# start of Source data

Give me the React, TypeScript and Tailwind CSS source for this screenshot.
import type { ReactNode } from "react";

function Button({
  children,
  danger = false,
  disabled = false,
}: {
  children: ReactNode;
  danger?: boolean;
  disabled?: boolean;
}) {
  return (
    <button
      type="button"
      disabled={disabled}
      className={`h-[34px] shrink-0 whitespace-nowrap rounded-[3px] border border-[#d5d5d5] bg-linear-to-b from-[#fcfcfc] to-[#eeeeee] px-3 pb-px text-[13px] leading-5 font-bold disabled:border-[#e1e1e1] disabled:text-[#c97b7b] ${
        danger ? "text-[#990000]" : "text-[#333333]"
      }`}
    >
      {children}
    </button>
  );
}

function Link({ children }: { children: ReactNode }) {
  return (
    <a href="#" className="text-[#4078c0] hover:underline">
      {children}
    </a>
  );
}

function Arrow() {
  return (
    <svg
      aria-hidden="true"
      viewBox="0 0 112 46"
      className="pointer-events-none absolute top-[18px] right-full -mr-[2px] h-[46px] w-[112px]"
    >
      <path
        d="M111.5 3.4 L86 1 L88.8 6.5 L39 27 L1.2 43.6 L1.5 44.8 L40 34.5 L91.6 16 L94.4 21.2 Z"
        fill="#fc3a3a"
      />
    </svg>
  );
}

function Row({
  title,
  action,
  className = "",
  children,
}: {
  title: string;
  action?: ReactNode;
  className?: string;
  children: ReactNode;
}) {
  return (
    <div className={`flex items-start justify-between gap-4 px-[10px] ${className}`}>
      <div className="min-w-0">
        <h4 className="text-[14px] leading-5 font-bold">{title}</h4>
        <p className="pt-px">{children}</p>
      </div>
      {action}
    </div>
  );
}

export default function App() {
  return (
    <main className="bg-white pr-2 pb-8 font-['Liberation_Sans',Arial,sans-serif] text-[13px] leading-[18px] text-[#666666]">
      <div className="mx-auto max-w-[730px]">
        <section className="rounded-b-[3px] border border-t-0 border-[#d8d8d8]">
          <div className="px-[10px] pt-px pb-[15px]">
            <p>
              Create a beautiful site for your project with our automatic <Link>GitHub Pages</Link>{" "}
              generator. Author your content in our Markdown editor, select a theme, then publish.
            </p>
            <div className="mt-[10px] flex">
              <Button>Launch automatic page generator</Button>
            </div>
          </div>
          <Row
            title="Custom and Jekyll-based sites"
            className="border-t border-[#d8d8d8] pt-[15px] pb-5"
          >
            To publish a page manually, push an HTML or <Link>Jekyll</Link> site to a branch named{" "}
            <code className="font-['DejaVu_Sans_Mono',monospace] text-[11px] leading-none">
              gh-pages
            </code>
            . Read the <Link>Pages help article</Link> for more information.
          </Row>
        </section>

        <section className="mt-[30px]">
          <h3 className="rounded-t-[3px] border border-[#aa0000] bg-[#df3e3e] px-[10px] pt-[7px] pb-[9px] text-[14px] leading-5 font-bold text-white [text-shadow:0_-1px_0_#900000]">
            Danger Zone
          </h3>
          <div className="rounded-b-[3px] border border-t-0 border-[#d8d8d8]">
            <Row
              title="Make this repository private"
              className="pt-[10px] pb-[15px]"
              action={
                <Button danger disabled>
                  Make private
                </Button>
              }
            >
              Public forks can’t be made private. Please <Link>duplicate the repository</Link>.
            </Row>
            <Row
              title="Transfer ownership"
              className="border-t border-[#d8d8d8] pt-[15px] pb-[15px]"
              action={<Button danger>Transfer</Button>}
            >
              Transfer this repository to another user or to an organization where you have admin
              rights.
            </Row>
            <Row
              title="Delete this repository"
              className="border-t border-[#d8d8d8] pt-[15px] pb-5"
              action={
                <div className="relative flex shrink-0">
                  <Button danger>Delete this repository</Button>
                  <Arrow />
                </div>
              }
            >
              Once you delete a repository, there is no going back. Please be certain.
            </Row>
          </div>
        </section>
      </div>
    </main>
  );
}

# end of Source data
# start of Source data

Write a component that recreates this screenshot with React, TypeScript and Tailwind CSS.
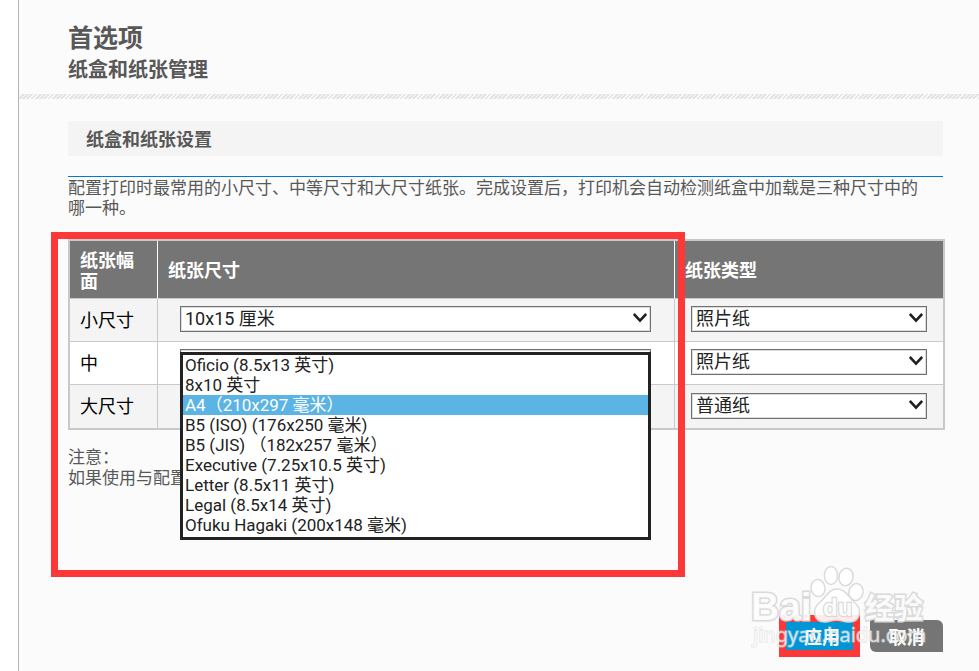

# end of Source data

**Brief:** Pick out every line of the listing containing the word "TypeScript", and show those lines.

**Finished answer:**
Give me the React, TypeScript and Tailwind CSS source for this screenshot.
Write a component that recreates this screenshot with React, TypeScript and Tailwind CSS.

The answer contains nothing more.